The period charted by the Met’s “Cubism” show ends, as so many things did, with the First World War. Yet one of my favorite anecdotes about Cubism dates from wartime Paris, from Picasso’s longtime patroness, Gertrude Stein. “I very well remember at the beginning of the war being with Picasso on the boulevard Raspail when the first camouflaged truck passed,” she remembered. “It was at night, we had heard of camouflage but we had not yet seen it and Picasso amazed looked at it and then cried out, yes it is we who made it, that is cubism.”
Picasso’s intuition was literally correct, as camouflage was the creation of a section of French painters employed by the military, applying modern art to the practical problem of confounding the Germans (“In order to deform totally the aspect of the object, I had to employ the means that cubists use to represent it,” said project leader Lucien-Victor Guirand de Scévola).

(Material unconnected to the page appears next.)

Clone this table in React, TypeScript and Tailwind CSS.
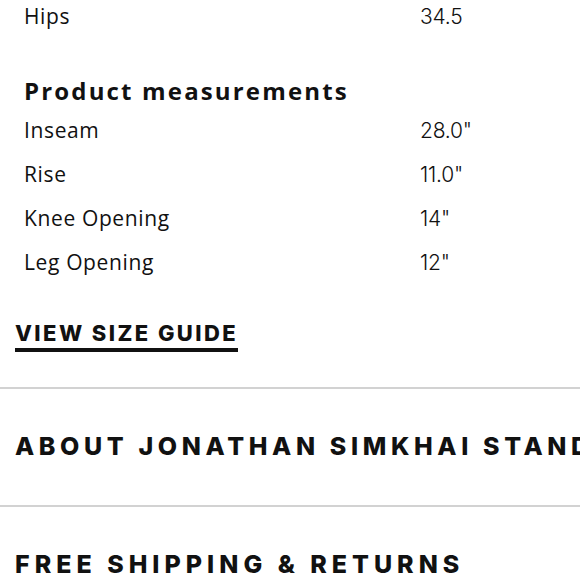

I always think of Picasso’s reaction as one of the more haunting anecdotes in the history of modern art, with its overtones of child-like artistic innocence cut by disoriented awe, the slow-maturing realization that modern art was a kind of invasive species released into the visual landscape, and that its implications were multiplying and as yet unknown.
We can’t quite share this innocence today, or at least we can mainly appreciate it as history; hushed over-reverence for these paintings is, to some extent, the negation of what such a style meant. Because in its day it was not just a manner of generating trophies or pleasing composition, but a fearsome, unkempt, experimental, and fervently new way of appreciating the world. We are now at once too far and too close to the spirit of Cubism to appreciate it easily. It is, as it were, camouflaged from us, and we can approach it only as we approach the objects behind all those little cubes, indirectly, piecing it back together from the splinters and clues left for us.
“Cubism: The Leonard A. Lauder Collection” is on view at the Metropolitan Museum of Art, New York, through February 16, 2015.